=== Data section ===
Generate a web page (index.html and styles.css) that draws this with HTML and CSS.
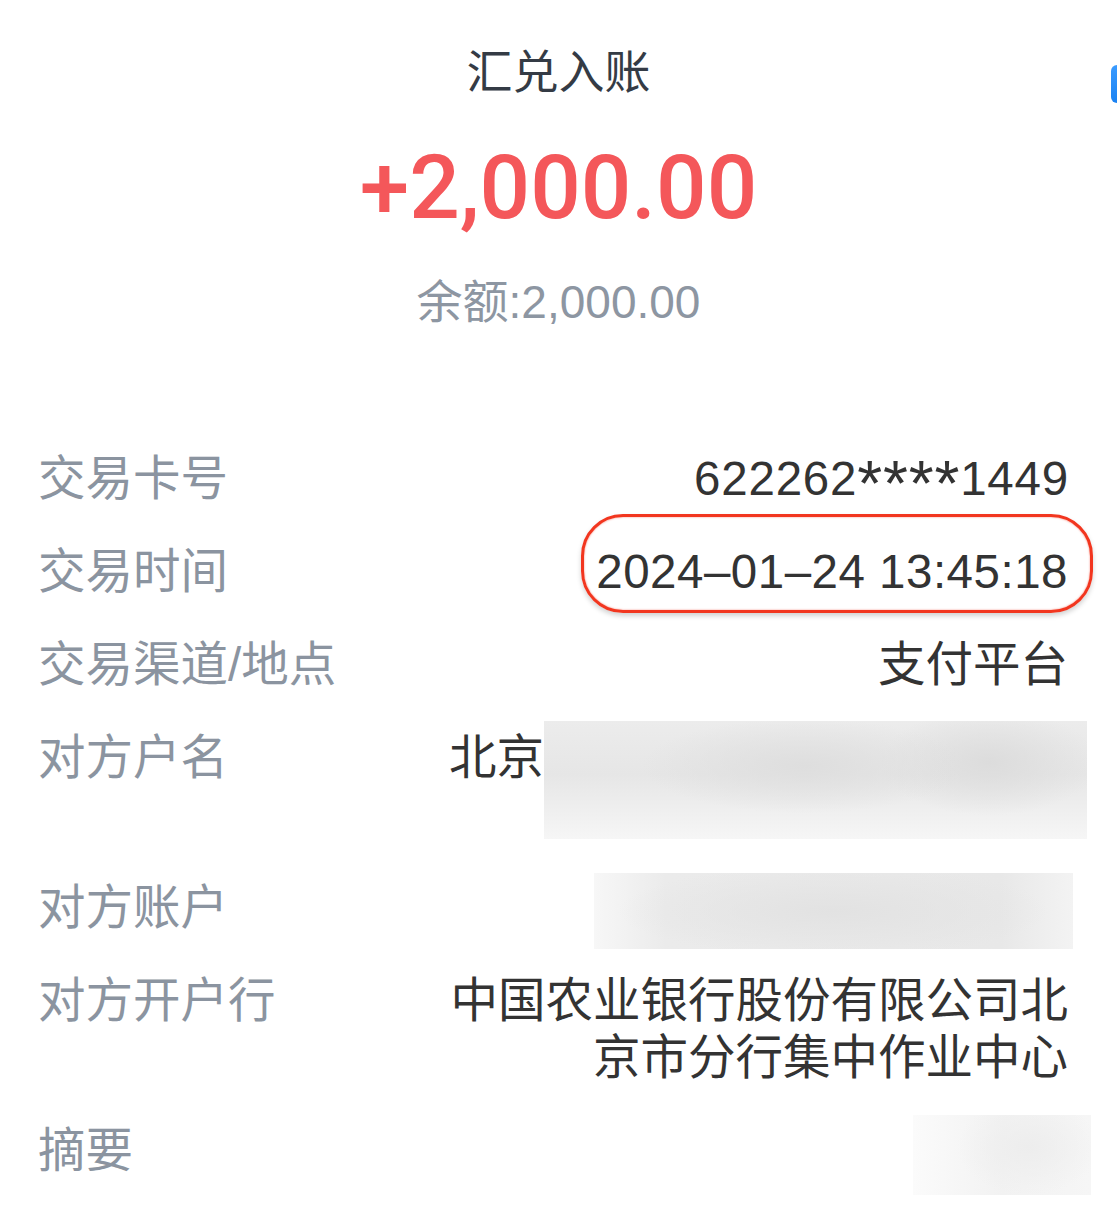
FILE: index.html
```html
<!DOCTYPE html>
<html lang="zh-CN">

<head>
  <meta charset="utf-8">
  <title>汇兑入账</title>
  <link rel="stylesheet" href="styles.css">
</head>

<body>
  <div class="side-tab"></div>
  <main class="receipt">
    <header class="summary">
      <h1 class="title">汇兑入账</h1>
      <div class="amount">+2,000.00</div>
      <div class="balance">余额:2,000.00</div>
    </header>
    <dl class="details">
      <div class="row">
        <dt>交易卡号</dt>
        <dd><span class="card-no">622262<span class="mask">****</span>1449</span></dd>
      </div>
      <div class="row">
        <dt>交易时间</dt>
        <dd><span class="circled">2024–01–24 13:45:18</span></dd>
      </div>
      <div class="row">
        <dt>交易渠道/地点</dt>
        <dd>支付平台</dd>
      </div>
      <div class="row">
        <dt>对方户名</dt>
        <dd class="left"><span class="name">北京</span><span class="redact redact-name"></span></dd>
      </div>
      <div class="row">
        <dt>对方账户</dt>
        <dd><span class="redact redact-account"></span></dd>
      </div>
      <div class="row">
        <dt>对方开户行</dt>
        <dd>中国农业银行股份有限公司北<br>京市分行集中作业中心</dd>
      </div>
      <div class="row">
        <dt>摘要</dt>
        <dd><span class="redact redact-note"></span></dd>
      </div>
    </dl>
  </main>
</body>

</html>
```

FILE: styles.css
```css
* {
  box-sizing: border-box;
}

body {
  margin: 0;
  background: #ffffff;
  font-family: "Liberation Sans", "Noto Sans CJK SC", sans-serif;
  overflow: hidden;
}

.side-tab {
  position: absolute;
  top: 65px;
  right: 0;
  width: 6px;
  height: 38px;
  border-radius: 8px 0 0 8px;
  background: linear-gradient(#3a9bff, #1a82f2);
}

.receipt {
  padding: 42px 49px 0 38px;
}

.summary {
  text-align: center;
  padding-left: 11px;
}

.title {
  margin: 0;
  font-size: 46px;
  line-height: 60px;
  font-weight: normal;
  color: #343b45;
}

.amount {
  margin-top: 31px;
  font-family: Roboto, "Liberation Sans", sans-serif;
  font-size: 89px;
  line-height: 110px;
  font-weight: 500;
  color: #f4575a;
}

.balance {
  margin-top: 29px;
  font-size: 46px;
  line-height: 60px;
  color: #8d96a2;
}

.details {
  margin: 100px 0 0;
}

.row {
  display: grid;
  grid-template-columns: 411px 1fr;
  padding: 18px 0;
  font-size: 47.5px;
  line-height: 57px;
}

.row dt {
  color: #8b94a0;
  white-space: nowrap;
}

.row dd {
  margin: 0;
  display: flex;
  justify-content: flex-end;
  align-items: flex-start;
  text-align: right;
  color: #333333;
}

.row dd.left {
  justify-content: flex-start;
}

.card-no {
  letter-spacing: 0.8px;
  margin-right: -1px;
}

.mask {
  font-size: 64px;
  line-height: 0;
  position: relative;
  top: 11px;
}

.circled {
  position: relative;
  letter-spacing: 0.5px;
}

.circled::after {
  content: "";
  position: absolute;
  top: -29px;
  right: -25px;
  bottom: -13px;
  left: -15px;
  border: 3px solid #f2361f;
  border-radius: 42px;
  box-shadow: 0 3px 5px rgba(0, 0, 0, 0.18), inset 0 0 2px rgba(242, 54, 31, 0.6);
}

.name {
  flex-shrink: 0;
  white-space: nowrap;
}

.redact {
  display: block;
  flex-shrink: 0;
}

.redact-name {
  width: 543px;
  height: 118px;
  margin: -8px -25px 4px 0;
  background:
    radial-gradient(ellipse 30% 40% at 48% 38%, #dedede, rgba(222, 222, 222, 0)),
    radial-gradient(ellipse 20% 45% at 82% 35%, #dcdcdc, rgba(220, 220, 220, 0)),
    linear-gradient(#ececec, #e6e6e6 45%, #f6f6f6);
}

.redact-account {
  width: 479px;
  height: 76px;
  margin: -6px -5px -13px 0;
  background:
    radial-gradient(ellipse 45% 60% at 50% 50%, #e2e2e2, rgba(226, 226, 226, 0)),
    linear-gradient(90deg, #f7f7f7, #ebebeb 15%, #e8e8e8 85%, #f3f3f3);
}

.redact-note {
  width: 178px;
  height: 80px;
  margin: -7px -23px -16px 0;
  background:
    radial-gradient(ellipse 40% 60% at 65% 40%, #ededed, rgba(237, 237, 237, 0)),
    linear-gradient(90deg, #fbfbfb, #f2f2f2 50%, #f6f6f6);
}
```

=== Problem statement ===
Return each line from the material above exactly, but not the pictures.

=== Response below ===
Generate a web page (index.html and styles.css) that draws this with HTML and CSS.
FILE: index.html
```html
<!DOCTYPE html>
<html lang="zh-CN">

<head>
  <meta charset="utf-8">
  <title>汇兑入账</title>
  <link rel="stylesheet" href="styles.css">
</head>

<body>
  <div class="side-tab"></div>
  <main class="receipt">
    <header class="summary">
      <h1 class="title">汇兑入账</h1>
      <div class="amount">+2,000.00</div>
      <div class="balance">余额:2,000.00</div>
    </header>
    <dl class="details">
      <div class="row">
        <dt>交易卡号</dt>
        <dd><span class="card-no">622262<span class="mask">****</span>1449</span></dd>
      </div>
      <div class="row">
        <dt>交易时间</dt>
        <dd><span class="circled">2024–01–24 13:45:18</span></dd>
      </div>
      <div class="row">
        <dt>交易渠道/地点</dt>
        <dd>支付平台</dd>
      </div>
      <div class="row">
        <dt>对方户名</dt>
        <dd class="left"><span class="name">北京</span><span class="redact redact-name"></span></dd>
      </div>
      <div class="row">
        <dt>对方账户</dt>
        <dd><span class="redact redact-account"></span></dd>
      </div>
      <div class="row">
        <dt>对方开户行</dt>
        <dd>中国农业银行股份有限公司北<br>京市分行集中作业中心</dd>
      </div>
      <div class="row">
        <dt>摘要</dt>
        <dd><span class="redact redact-note"></span></dd>
      </div>
    </dl>
  </main>
</body>

</html>
```

FILE: styles.css
```css
* {
  box-sizing: border-box;
}

body {
  margin: 0;
  background: #ffffff;
  font-family: "Liberation Sans", "Noto Sans CJK SC", sans-serif;
  overflow: hidden;
}

.side-tab {
  position: absolute;
  top: 65px;
  right: 0;
  width: 6px;
  height: 38px;
  border-radius: 8px 0 0 8px;
  background: linear-gradient(#3a9bff, #1a82f2);
}

.receipt {
  padding: 42px 49px 0 38px;
}

.summary {
  text-align: center;
  padding-left: 11px;
}

.title {
  margin: 0;
  font-size: 46px;
  line-height: 60px;
  font-weight: normal;
  color: #343b45;
}

.amount {
  margin-top: 31px;
  font-family: Roboto, "Liberation Sans", sans-serif;
  font-size: 89px;
  line-height: 110px;
  font-weight: 500;
  color: #f4575a;
}

.balance {
  margin-top: 29px;
  font-size: 46px;
  line-height: 60px;
  color: #8d96a2;
}

.details {
  margin: 100px 0 0;
}

.row {
  display: grid;
  grid-template-columns: 411px 1fr;
  padding: 18px 0;
  font-size: 47.5px;
  line-height: 57px;
}

.row dt {
  color: #8b94a0;
  white-space: nowrap;
}

.row dd {
  margin: 0;
  display: flex;
  justify-content: flex-end;
  align-items: flex-start;
  text-align: right;
  color: #333333;
}

.row dd.left {
  justify-content: flex-start;
}

.card-no {
  letter-spacing: 0.8px;
  margin-right: -1px;
}

.mask {
  font-size: 64px;
  line-height: 0;
  position: relative;
  top: 11px;
}

.circled {
  position: relative;
  letter-spacing: 0.5px;
}

.circled::after {
  content: "";
  position: absolute;
  top: -29px;
  right: -25px;
  bottom: -13px;
  left: -15px;
  border: 3px solid #f2361f;
  border-radius: 42px;
  box-shadow: 0 3px 5px rgba(0, 0, 0, 0.18), inset 0 0 2px rgba(242, 54, 31, 0.6);
}

.name {
  flex-shrink: 0;
  white-space: nowrap;
}

.redact {
  display: block;
  flex-shrink: 0;
}

.redact-name {
  width: 543px;
  height: 118px;
  margin: -8px -25px 4px 0;
  background:
    radial-gradient(ellipse 30% 40% at 48% 38%, #dedede, rgba(222, 222, 222, 0)),
    radial-gradient(ellipse 20% 45% at 82% 35%, #dcdcdc, rgba(220, 220, 220, 0)),
    linear-gradient(#ececec, #e6e6e6 45%, #f6f6f6);
}

.redact-account {
  width: 479px;
  height: 76px;
  margin: -6px -5px -13px 0;
  background:
    radial-gradient(ellipse 45% 60% at 50% 50%, #e2e2e2, rgba(226, 226, 226, 0)),
    linear-gradient(90deg, #f7f7f7, #ebebeb 15%, #e8e8e8 85%, #f3f3f3);
}

.redact-note {
  width: 178px;
  height: 80px;
  margin: -7px -23px -16px 0;
  background:
    radial-gradient(ellipse 40% 60% at 65% 40%, #ededed, rgba(237, 237, 237, 0)),
    linear-gradient(90deg, #fbfbfb, #f2f2f2 50%, #f6f6f6);
}
```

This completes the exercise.